Supplied data:
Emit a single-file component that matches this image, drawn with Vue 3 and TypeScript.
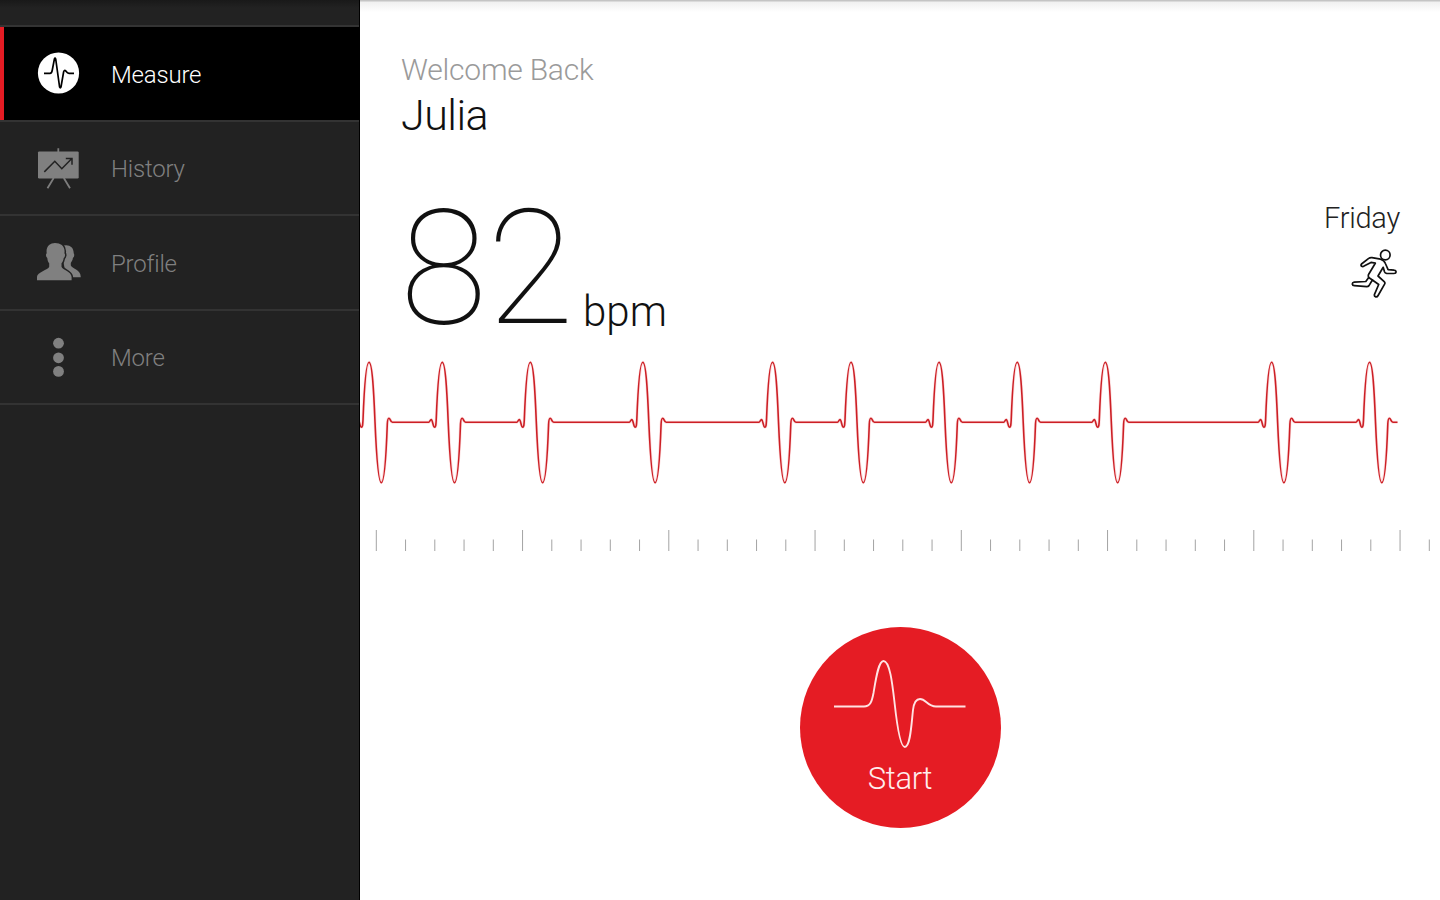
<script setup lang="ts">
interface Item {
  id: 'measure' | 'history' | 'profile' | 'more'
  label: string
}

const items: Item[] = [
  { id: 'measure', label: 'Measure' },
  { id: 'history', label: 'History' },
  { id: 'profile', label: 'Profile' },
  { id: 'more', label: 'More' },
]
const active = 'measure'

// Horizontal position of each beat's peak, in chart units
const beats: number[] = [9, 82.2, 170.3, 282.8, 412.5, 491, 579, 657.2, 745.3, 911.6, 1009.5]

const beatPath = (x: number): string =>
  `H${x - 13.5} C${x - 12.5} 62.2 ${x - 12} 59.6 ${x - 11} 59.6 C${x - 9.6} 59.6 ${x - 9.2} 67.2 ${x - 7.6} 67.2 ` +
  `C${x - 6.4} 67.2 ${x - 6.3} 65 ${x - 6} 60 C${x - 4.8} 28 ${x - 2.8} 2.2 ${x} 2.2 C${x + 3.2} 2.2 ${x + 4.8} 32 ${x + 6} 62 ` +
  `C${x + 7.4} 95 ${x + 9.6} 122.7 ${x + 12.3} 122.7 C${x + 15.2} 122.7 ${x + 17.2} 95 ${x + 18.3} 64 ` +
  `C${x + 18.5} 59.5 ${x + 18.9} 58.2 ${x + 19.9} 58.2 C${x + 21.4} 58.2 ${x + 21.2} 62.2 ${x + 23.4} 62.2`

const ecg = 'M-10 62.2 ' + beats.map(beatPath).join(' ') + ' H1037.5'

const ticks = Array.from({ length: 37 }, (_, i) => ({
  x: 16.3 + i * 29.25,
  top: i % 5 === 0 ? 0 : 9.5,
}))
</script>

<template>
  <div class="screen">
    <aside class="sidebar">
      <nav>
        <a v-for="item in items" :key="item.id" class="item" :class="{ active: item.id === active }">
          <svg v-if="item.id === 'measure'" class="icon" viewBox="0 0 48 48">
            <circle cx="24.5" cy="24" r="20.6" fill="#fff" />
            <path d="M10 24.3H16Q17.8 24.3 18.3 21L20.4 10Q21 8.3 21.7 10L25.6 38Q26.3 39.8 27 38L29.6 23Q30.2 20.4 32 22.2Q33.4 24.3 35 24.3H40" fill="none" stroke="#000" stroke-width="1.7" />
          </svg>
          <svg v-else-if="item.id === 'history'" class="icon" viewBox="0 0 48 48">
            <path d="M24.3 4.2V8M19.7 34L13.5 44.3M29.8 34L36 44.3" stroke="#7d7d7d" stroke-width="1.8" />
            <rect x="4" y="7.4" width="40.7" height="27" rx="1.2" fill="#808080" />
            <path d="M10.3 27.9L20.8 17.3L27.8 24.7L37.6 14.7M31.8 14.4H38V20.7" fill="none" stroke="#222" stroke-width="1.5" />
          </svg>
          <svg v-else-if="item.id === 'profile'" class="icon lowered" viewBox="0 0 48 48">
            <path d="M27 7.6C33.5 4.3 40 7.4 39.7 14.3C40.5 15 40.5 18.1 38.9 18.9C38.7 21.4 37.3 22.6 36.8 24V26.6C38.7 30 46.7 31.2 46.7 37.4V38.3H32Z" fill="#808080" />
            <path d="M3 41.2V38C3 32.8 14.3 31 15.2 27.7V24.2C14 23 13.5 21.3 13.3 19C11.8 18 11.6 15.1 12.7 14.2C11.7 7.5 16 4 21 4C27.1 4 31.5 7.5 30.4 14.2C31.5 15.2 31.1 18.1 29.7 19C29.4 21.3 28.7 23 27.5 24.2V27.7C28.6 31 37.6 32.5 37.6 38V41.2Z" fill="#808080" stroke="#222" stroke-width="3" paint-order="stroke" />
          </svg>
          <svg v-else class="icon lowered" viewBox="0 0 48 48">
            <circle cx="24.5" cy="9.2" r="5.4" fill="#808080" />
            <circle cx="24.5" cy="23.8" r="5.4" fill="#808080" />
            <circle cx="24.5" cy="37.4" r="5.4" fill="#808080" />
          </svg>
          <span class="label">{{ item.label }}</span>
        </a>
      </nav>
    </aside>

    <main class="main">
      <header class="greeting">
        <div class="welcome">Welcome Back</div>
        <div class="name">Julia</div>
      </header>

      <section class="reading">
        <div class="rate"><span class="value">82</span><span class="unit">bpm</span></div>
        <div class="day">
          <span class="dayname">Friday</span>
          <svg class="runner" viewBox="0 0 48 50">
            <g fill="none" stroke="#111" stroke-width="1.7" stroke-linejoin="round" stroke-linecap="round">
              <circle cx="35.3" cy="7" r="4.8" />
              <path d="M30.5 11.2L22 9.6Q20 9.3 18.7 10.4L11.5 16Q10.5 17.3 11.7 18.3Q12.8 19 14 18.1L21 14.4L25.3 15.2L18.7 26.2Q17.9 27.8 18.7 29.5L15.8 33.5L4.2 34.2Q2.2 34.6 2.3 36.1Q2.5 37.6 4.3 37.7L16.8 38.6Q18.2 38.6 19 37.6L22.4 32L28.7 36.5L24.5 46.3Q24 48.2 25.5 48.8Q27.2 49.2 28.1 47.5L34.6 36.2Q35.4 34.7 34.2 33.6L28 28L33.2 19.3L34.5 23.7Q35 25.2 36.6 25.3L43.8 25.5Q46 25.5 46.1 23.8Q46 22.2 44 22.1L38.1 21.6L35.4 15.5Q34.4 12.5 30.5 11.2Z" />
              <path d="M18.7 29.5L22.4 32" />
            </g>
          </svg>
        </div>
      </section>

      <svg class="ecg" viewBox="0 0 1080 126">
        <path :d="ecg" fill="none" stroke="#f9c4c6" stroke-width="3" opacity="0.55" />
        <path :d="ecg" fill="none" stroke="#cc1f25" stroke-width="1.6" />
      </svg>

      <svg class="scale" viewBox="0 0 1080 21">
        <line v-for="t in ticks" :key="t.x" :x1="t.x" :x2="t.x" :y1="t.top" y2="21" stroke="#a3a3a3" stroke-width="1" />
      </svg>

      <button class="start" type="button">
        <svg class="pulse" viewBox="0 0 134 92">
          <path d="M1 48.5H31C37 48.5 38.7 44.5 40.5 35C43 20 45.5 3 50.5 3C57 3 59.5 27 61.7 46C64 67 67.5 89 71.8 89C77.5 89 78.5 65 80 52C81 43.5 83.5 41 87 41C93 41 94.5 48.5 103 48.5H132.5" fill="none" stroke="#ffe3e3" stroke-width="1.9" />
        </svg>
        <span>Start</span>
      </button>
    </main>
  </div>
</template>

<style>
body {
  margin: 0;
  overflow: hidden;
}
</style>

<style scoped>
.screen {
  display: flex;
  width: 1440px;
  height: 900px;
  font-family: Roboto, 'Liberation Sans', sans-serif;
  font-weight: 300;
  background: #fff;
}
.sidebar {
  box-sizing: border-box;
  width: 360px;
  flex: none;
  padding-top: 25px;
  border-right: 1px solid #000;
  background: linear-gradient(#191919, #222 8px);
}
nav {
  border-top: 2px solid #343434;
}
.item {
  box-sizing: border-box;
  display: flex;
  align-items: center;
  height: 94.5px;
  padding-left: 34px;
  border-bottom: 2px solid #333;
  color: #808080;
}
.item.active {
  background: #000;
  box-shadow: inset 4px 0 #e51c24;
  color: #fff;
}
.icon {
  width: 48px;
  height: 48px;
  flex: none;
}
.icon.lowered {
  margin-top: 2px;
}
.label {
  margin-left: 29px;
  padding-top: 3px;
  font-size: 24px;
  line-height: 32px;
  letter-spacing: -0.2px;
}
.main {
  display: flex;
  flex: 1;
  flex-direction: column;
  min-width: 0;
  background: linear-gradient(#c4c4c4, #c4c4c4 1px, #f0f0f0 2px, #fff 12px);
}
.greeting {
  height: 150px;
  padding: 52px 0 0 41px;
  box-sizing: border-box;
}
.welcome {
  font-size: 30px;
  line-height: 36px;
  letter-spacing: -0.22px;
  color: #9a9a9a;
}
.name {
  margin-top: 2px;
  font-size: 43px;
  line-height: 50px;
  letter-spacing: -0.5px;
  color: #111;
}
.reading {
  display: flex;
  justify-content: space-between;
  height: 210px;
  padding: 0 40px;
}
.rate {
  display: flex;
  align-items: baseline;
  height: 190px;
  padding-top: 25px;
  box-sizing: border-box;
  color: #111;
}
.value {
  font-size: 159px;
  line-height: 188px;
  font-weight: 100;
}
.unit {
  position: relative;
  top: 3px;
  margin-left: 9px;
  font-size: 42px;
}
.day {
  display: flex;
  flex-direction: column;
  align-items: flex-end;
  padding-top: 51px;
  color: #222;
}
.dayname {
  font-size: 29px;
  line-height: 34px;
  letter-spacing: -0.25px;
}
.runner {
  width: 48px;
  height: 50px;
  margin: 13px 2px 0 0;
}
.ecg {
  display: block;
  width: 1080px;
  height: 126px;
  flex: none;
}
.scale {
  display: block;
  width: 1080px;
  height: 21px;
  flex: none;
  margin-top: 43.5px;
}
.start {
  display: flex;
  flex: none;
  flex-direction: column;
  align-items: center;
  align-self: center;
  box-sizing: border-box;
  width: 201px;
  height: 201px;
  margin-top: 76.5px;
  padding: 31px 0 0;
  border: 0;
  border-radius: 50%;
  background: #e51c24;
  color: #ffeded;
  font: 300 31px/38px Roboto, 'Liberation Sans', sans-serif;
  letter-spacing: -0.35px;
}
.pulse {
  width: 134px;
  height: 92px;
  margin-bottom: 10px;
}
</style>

Problem to work on:
With the pictures left out, restate word for word every line of the data above, from the first down to the line that contains "const beats: number[]".

Reply:
Emit a single-file component that matches this image, drawn with Vue 3 and TypeScript.
<script setup lang="ts">
interface Item {
  id: 'measure' | 'history' | 'profile' | 'more'
  label: string
}

const items: Item[] = [
  { id: 'measure', label: 'Measure' },
  { id: 'history', label: 'History' },
  { id: 'profile', label: 'Profile' },
  { id: 'more', label: 'More' },
]
const active = 'measure'

// Horizontal position of each beat's peak, in chart units
const beats: number[] = [9, 82.2, 170.3, 282.8, 412.5, 491, 579, 657.2, 745.3, 911.6, 1009.5]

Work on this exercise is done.